Template Declaration
template<
typename ValueType,
size_t NumberOfInputs,
size_t NumberOfHiddenLayers,
size_t NumberOfNeuronsInHiddenLayers,
size_t NumberOfOutputs,
typename TransferFunctionsPolicy,
bool IsTrainable = true,
size_t BatchSize = 1,
size_t GridSize = 5,
size_t SplineDegree = 3
>
class KolmogorovArnoldNetwork
Template Parameters:
ValueType- Numeric type (QValue,float, ordouble)NumberOfInputs- Number of input neuronsNumberOfHiddenLayers- Number of hidden layers (>= 1)NumberOfNeuronsInHiddenLayers- Neurons per hidden layerNumberOfOutputs- Number of output neuronsTransferFunctionsPolicy-KanTransferFunctions<...>policy classIsTrainable- Enable/disable training (non-trainable mode saves memory)BatchSize- Gradient accumulation batch sizeGridSize- Number of B-spline grid intervals (default 5)SplineDegree- B-spline polynomial degree (default 3)
Edge Function
Each KAN edge computes:
phi(x) = w_b * SiLU(x) + w_s * spline(x)
Where:
w_bis the base weight (scalar)SiLU(x) = x * sigmoid(x)is the residual activation (reuses existing sigmoid lookup tables)w_sis the spline weight (scalar)spline(x)is a B-spline evaluated usingGridSize + SplineDegreelearnable coefficients
Each edge stores 2 + GridSize + SplineDegree learnable parameters.
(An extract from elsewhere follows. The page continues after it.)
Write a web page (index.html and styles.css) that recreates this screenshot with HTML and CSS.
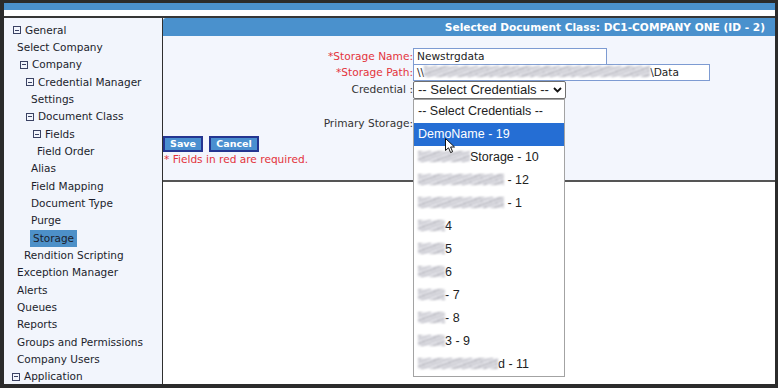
FILE: index.html
```html
<!DOCTYPE html>
<html>
<head>
<meta charset="utf-8">
<link rel="stylesheet" href="styles.css">
</head>
<body>
<div class="window">
  <div class="topband"></div>
  <div class="strip"></div>
  <div class="sep"></div>
  <div class="main">
    <nav class="sidebar">
      <div class="item p9"><span class="tog"></span>General</div>
      <div class="item p13">Select Company</div>
      <div class="item p16"><span class="tog"></span>Company</div>
      <div class="item p22"><span class="tog"></span>Credential Manager</div>
      <div class="item p27">Settings</div>
      <div class="item p22"><span class="tog"></span>Document Class</div>
      <div class="item p29"><span class="tog"></span>Fields</div>
      <div class="item p33">Field Order</div>
      <div class="item p27">Alias</div>
      <div class="item p27">Field Mapping</div>
      <div class="item p27">Document Type</div>
      <div class="item p27">Purge</div>
      <div class="item p26"><span class="sel">Storage</span></div>
      <div class="item p20">Rendition Scripting</div>
      <div class="item p13">Exception Manager</div>
      <div class="item p13">Alerts</div>
      <div class="item p13">Queues</div>
      <div class="item p13">Reports</div>
      <div class="item p13">Groups and Permissions</div>
      <div class="item p13">Company Users</div>
      <div class="item p8"><span class="tog"></span>Application</div>
    </nav>
    <section class="content">
      <div class="hdr">Selected Document Class: DC1-COMPANY ONE (ID - 2)</div>
      <div class="form">
        <div class="grid">
          <div class="lbl req">*Storage Name:</div>
          <div class="val"><div class="inp w-name">Newstrgdata</div></div>
          <div class="lbl req">*Storage Path:</div>
          <div class="val"><div class="inp w-path">\\<span class="blur bp"></span>\Data</div></div>
          <div class="lbl">Credential :</div>
          <div class="val">
            <div class="selwrap">
              <div class="select">-- Select Credentials --
                <svg class="chev" width="9" height="6" viewBox="0 0 9 6"><path d="M1 1 L4.5 4.5 L8 1" fill="none" stroke="#111" stroke-width="1.8"/></svg>
              </div>
              <div class="dropdown">
                <div class="opt">-- Select Credentials --</div>
                <div class="opt hl">DemoName - 19</div>
                <div class="opt"><span class="blur b52"></span>Storage - 10</div>
                <div class="opt"><span class="blur b86"></span> - 12</div>
                <div class="opt"><span class="blur b86"></span> - 1</div>
                <div class="opt"><span class="blur b27"></span>4</div>
                <div class="opt"><span class="blur b27"></span>5</div>
                <div class="opt"><span class="blur b27"></span>6</div>
                <div class="opt"><span class="blur b27"></span>- 7</div>
                <div class="opt"><span class="blur b27"></span>- 8</div>
                <div class="opt"><span class="blur b27"></span>3 - 9</div>
                <div class="opt"><span class="blur b80"></span>d - 11</div>
                <svg class="cursor" width="11" height="16" viewBox="0 0 11 16"><path d="M0.5 0.5 L0.5 12.5 L3.5 9.8 L5.6 14.6 L7.6 13.7 L5.6 9 L9.5 9 Z" fill="#fff" stroke="#111" stroke-width="1"/></svg>
              </div>
            </div>
          </div>
          <div class="lbl lbl-ps">Primary Storage:</div>
          <div class="val"></div>
        </div>
        <div class="btns">
          <button class="btn b-save">Save</button>
          <button class="btn b-cancel">Cancel</button>
        </div>
        <div class="note">* Fields in red are required.</div>
      </div>
    </section>
  </div>
</div>
</body>
</html>
```
FILE: styles.css
```css
* { box-sizing: border-box; }
html, body { margin: 0; padding: 0; }
body {
  background: #2b2b2b;
  width: 778px;
  height: 388px;
  overflow: hidden;
  font-family: "DejaVu Sans", Verdana, sans-serif;
}
.window {
  margin: 3px 3px 0 4px;
  width: 771px;
  height: 381px;
  display: flex;
  flex-direction: column;
}
.topband { height: 7px; background: #4a91cd; }
.strip { height: 6px; background: #ffffff; }
.sep { height: 2px; background: #363636; }
.main { flex: 1; display: flex; min-height: 0; }

.sidebar {
  width: 159px;
  background: #f2f5fc;
  border-right: 1px solid #2f2f2f;
  padding-top: 3.5px;
  font-size: 10.5px;
  color: #1c1e2c;
}
.item { height: 17.35px; line-height: 17.35px; white-space: nowrap; }
.p8 { padding-left: 8px; }
.p9 { padding-left: 9px; }
.p13 { padding-left: 13px; }
.p16 { padding-left: 16px; }
.p20 { padding-left: 20px; }
.p22 { padding-left: 22px; }
.p26 { padding-left: 26px; }
.p27 { padding-left: 27px; }
.p29 { padding-left: 29px; }
.p33 { padding-left: 33px; }
.tog {
  display: inline-block;
  width: 8px;
  height: 8px;
  border: 1px solid #3b4263;
  margin-right: 4px;
  vertical-align: -0.5px;
  background: linear-gradient(#3b4263, #3b4263) center / 4px 1px no-repeat;
}
.sel {
  display: inline-block;
  background: #4d90c8;
  padding: 0 3px;
  height: 17px;
  line-height: 17px;
}

.content { flex: 1; background: #fff; display: flex; flex-direction: column; }
.hdr {
  height: 18px;
  line-height: 18px;
  background: #4a91cd;
  color: #fff;
  font-weight: bold;
  font-size: 10.6px;
  text-align: right;
  padding-right: 10px;
  border-top-left-radius: 3px;
}
.form {
  height: 146px;
  background: #f3f6fd;
  border-bottom: 2px solid #555;
  padding-top: 12px;
  font-size: 10.6px;
  color: #333;
}
.grid {
  display: grid;
  grid-template-columns: 250px 1fr;
  grid-template-rows: 16px 17px 18px 36px;
}
.lbl { text-align: right; line-height: 16px; white-space: nowrap; }
.req { color: #e3343c; }
.lbl-ps { padding-top: 18px; line-height: 13px; }
.val { position: relative; }
.inp {
  height: 17px;
  border: 1px solid #7d9bd2;
  background: #fff;
  color: #222;
  line-height: 15px;
  padding-left: 3px;
  white-space: nowrap;
}
.w-name { width: 194px; }
.w-path { width: 297px; }
.blur {
  display: inline-block;
  height: 11px;
  vertical-align: -1px;
  background: repeating-linear-gradient(160deg, #b9b9c1 0 2px, #e6e6eb 2px 4px, #a9a9b3 4px 5px, #efeff3 5px 7px);
  filter: blur(1px);
}
.bp { width: 226px; }
.b52 { width: 52px; }
.b86 { width: 86px; }
.b27 { width: 27px; }
.b80 { width: 80px; }

.selwrap { position: relative; width: 153px; }
.select {
  height: 18px;
  border: 1px solid #6f6f6f;
  border-radius: 2px;
  background: #fff;
  font-family: "Liberation Sans", Arial, sans-serif;
  font-size: 13.1px;
  line-height: 16px;
  color: #222;
  padding-left: 4px;
  white-space: nowrap;
  position: relative;
}
.chev { position: absolute; right: 3px; top: 5px; }
.dropdown {
  position: absolute;
  left: 0;
  top: 18px;
  width: 152px;
  height: 278px;
  border: 1px solid #a3a3a3;
  background: #fff;
  font-family: "Liberation Sans", Arial, sans-serif;
  font-size: 12.5px;
  color: #222;
  z-index: 5;
}
.opt { height: 23px; line-height: 23px; padding-left: 4px; white-space: nowrap; }
.opt.hl { background: #256ed4; color: #fff; }
.cursor { position: absolute; left: 31px; top: 38px; }

.btns { display: flex; gap: 6px; margin-top: 1px; }
.btn {
  height: 16px;
  border: 2px solid #243591;
  background: #4a8fd0;
  color: #fff;
  font-family: "DejaVu Sans", Verdana, sans-serif;
  font-weight: bold;
  font-size: 9.5px;
  padding: 0;
  line-height: 12px;
  margin: 0;
}
.b-save { width: 40px; }
.b-cancel { width: 50px; }
.note { color: #e3343c; line-height: 13px; padding-left: 1px; margin-top: 1px; }
```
For GridSize=5, SplineDegree=1 (piecewise linear), that’s 8 parameters per edge vs 1 weight per edge in an MLP.
B-Spline Evaluation
Tinymind uses the De Boor algorithm for efficient B-spline evaluation. The UniformKnotVector template generates evenly spaced knot vectors at initialization.
template<typename ValueType, size_t GridSize, size_t SplineDegree>
struct UniformKnotVector
{
static const size_t NumberOfKnots = GridSize + 2 * SplineDegree + 1;
static const size_t NumberOfBasisFunctions = GridSize + SplineDegree;
// ...
};
KAN Transfer Functions
KAN uses its own transfer functions policy class:
template<
typename ValueType,
class KanRandomNumberGeneratorPolicy,
unsigned NumberOfOutputNeurons = 1,
class KanNetworkInitializationPolicy = tinymind::DefaultNetworkInitializer<ValueType>,
class KanErrorCalculatorPolicy = tinymind::MeanSquaredErrorCalculator<ValueType, NumberOfOutputNeurons>,
class KanZeroTolerancePolicy = tinymind::ZeroToleranceCalculator<ValueType>
>
struct KanTransferFunctions
Example: KAN XOR
Source code: examples/kan_xor/
Network Definition
typedef tinymind::QValue<8, 8, true> ValueType;
static const size_t GRID_SIZE = 5;
static const size_t SPLINE_DEGREE = 1; // piecewise linear -- best for fixed-point
typedef tinymind::KanTransferFunctions<ValueType,
RandomNumberGenerator,
1> TransferFunctionsType;
typedef tinymind::KolmogorovArnoldNetwork<ValueType,
2, // inputs
1, // hidden layers
5, // neurons per hidden layer
1, // outputs
TransferFunctionsType,
true, // trainable
1, // batch size
GRID_SIZE,
SPLINE_DEGREE> KanNetworkType;
Training Loop
The KAN API is identical to MultilayerPerceptron:
KanNetworkType testKanNet;
ValueType values[2], output[1], learnedValues[1], error;
for (unsigned i = 0; i < 20000; ++i)
{
generateXorTrainingValue(values[0], values[1], output[0]);
testKanNet.feedForward(&values[0]);
error = testKanNet.calculateError(&output[0]);
if (!KanNetworkType::KanTransferFunctionsPolicy::isWithinZeroTolerance(error))
{
testKanNet.trainNetwork(&output[0]);
}
testKanNet.getLearnedValues(&learnedValues[0]);
}
Building The Example
cd examples/kan_xor
make # debug build
make release # optimized build
cd output
./kan_xor
Size Comparison: KAN vs MLP
| MLP [2]->[3]->[1] | KAN [2]->[5]->[1] G=5 k=1 | |
|---|---|---|
| Trainable (Q8.8) | 328 bytes | 1,192 bytes |
| Non-trainable (Q8.8) | 144 bytes | 416 bytes |
| Trainable (double) | 1,008 bytes | 4,208 bytes |
| Parameters per edge | 1 scalar weight | 8 (6 coefficients + w_b + w_s) |
Weight Import/Export
KAN weights can be saved and loaded using KanNetworkPropertiesFileManager:
typedef tinymind::KanNetworkPropertiesFileManager<KanNetworkType> FileManager;
// Save
std::ofstream outFile("kan_weights.txt");
FileManager::storeNetworkWeights(testKanNet, outFile);
// Load
std::ifstream inFile("kan_weights.txt");
FileManager::template loadNetworkWeights<ValueType, ValueType>(testKanNet, inFile);
When To Use KAN vs MLP
- KAN excels at learning smooth, low-dimensional functions with fewer neurons than an equivalent MLP. The learnable activation shape on each edge gives KAN more expressiveness per connection.
- MLP is more memory-efficient per connection (1 weight vs 8+ parameters per edge) and benefits from decades of optimization. For problems where fixed activations like tanh or ReLU are sufficient, MLP is the better choice on embedded systems.
- For fixed-point targets, always use
SplineDegree=1(piecewise linear) to avoid overflow from higher-order polynomial terms.